Pageant Juice: Red Bull. A legal stimulant that moms give to their kids to counteract the toddler’s natural need for a mid-afternoon nap. This mid-afternoon slump inconveniently falls just when Wow Wear begins.
Pageant Crack: Pixie Sticks – pure sugar with a little flavoring added. This treat is given to boost the child’s energy even more. These come in handy paper straws so they can be tipped into the child’s waiting mouth without disturbing her lipstick.
Pageant Crash: the meltdown that inevitably occurs late in the day when the kid comes down from their Red Bull and sugar-induced high, after being poked, tweaked and urged to sparkle for 12 hours, and when they realize that some other little girl got a bigger trophy.

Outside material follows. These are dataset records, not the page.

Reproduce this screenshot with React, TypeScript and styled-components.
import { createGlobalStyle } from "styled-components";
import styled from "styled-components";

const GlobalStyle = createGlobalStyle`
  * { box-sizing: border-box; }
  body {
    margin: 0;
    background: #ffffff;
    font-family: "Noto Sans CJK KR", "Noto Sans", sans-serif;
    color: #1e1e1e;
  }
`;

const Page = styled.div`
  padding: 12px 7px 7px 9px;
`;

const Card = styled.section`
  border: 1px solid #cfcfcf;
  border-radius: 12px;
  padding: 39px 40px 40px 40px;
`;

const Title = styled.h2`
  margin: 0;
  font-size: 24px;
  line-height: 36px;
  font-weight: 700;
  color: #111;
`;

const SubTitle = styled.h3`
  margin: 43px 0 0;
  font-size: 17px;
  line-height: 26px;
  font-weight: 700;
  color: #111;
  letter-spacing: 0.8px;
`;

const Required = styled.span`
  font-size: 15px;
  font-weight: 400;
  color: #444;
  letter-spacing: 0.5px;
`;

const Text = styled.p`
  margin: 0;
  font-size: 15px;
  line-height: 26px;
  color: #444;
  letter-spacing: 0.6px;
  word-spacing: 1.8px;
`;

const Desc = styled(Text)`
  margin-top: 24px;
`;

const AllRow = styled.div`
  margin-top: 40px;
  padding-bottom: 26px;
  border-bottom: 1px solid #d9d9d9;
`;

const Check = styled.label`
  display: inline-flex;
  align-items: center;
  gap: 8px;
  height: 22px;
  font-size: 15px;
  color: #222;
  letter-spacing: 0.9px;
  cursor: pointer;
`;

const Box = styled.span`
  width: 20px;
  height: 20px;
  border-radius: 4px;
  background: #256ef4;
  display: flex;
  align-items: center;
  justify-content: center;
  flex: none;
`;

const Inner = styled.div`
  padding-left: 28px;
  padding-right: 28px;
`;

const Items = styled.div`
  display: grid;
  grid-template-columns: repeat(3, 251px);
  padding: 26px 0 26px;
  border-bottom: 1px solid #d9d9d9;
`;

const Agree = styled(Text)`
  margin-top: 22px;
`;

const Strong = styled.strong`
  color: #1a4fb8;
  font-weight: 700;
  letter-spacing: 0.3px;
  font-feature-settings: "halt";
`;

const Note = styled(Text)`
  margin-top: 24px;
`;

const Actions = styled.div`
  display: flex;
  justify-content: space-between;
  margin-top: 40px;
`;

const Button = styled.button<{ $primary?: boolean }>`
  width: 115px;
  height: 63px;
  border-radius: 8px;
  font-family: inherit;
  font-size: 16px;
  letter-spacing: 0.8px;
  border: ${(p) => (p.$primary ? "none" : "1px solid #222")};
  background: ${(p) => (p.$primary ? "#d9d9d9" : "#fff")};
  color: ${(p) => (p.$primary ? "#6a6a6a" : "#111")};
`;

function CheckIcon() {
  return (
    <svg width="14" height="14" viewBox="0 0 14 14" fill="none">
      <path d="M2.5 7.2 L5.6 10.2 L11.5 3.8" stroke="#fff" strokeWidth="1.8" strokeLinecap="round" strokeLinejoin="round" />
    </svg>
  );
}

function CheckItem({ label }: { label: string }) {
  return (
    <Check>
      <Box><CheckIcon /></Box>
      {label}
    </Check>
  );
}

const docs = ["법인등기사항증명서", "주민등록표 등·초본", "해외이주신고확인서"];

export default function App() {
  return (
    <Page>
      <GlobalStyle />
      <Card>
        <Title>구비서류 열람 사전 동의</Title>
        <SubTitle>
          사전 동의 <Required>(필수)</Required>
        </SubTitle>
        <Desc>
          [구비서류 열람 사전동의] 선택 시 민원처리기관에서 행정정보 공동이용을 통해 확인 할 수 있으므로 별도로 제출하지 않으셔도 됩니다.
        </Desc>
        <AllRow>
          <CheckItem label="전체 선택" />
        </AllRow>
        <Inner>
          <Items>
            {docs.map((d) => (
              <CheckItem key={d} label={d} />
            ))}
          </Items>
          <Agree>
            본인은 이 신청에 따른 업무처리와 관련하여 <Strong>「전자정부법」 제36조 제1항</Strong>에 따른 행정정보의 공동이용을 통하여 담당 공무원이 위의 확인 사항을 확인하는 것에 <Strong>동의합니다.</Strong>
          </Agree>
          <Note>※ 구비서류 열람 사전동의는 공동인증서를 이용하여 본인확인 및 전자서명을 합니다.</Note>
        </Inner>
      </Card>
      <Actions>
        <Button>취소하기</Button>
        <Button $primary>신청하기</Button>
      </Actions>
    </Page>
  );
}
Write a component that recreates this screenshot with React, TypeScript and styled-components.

I wonder if my fascination with this show means that I, like the pageant moms on the show, secretly wish that I was a beauty queen. It’s possible. They didn’t have this kind of thing when I was a kid. Back then parents were concerned with raising kids who were well-behaved, respectful and God-fearing. They were weird that way. Most didn’t know that if they exploited their children when they were young, it would pay off big-time when said child grew up and starting earning serious cash appearing on “Where Are They Now?” and (semi) celebrity body/marriage/substance abuse/love-life rehab shows.
If my mom hadn’t wasted all her time feeding, diapering and raising nine kids and had, instead, invested in me, I’m sure I would have attained the top title of Ultimate Mega Sooper-Dooper Beauty Queen Diva Grand Supreme.
TLC is kicking things off with a Toddlers & Tiaras marathon today so we can get in the mood for the big season-opener tonight. I’m going to call in sick and sit around eating Cheetos in my jammies with my crown and scepter. Shhhh … don’t tell my boss.
Happy Toddler Day to all, and may the sparkle be with you!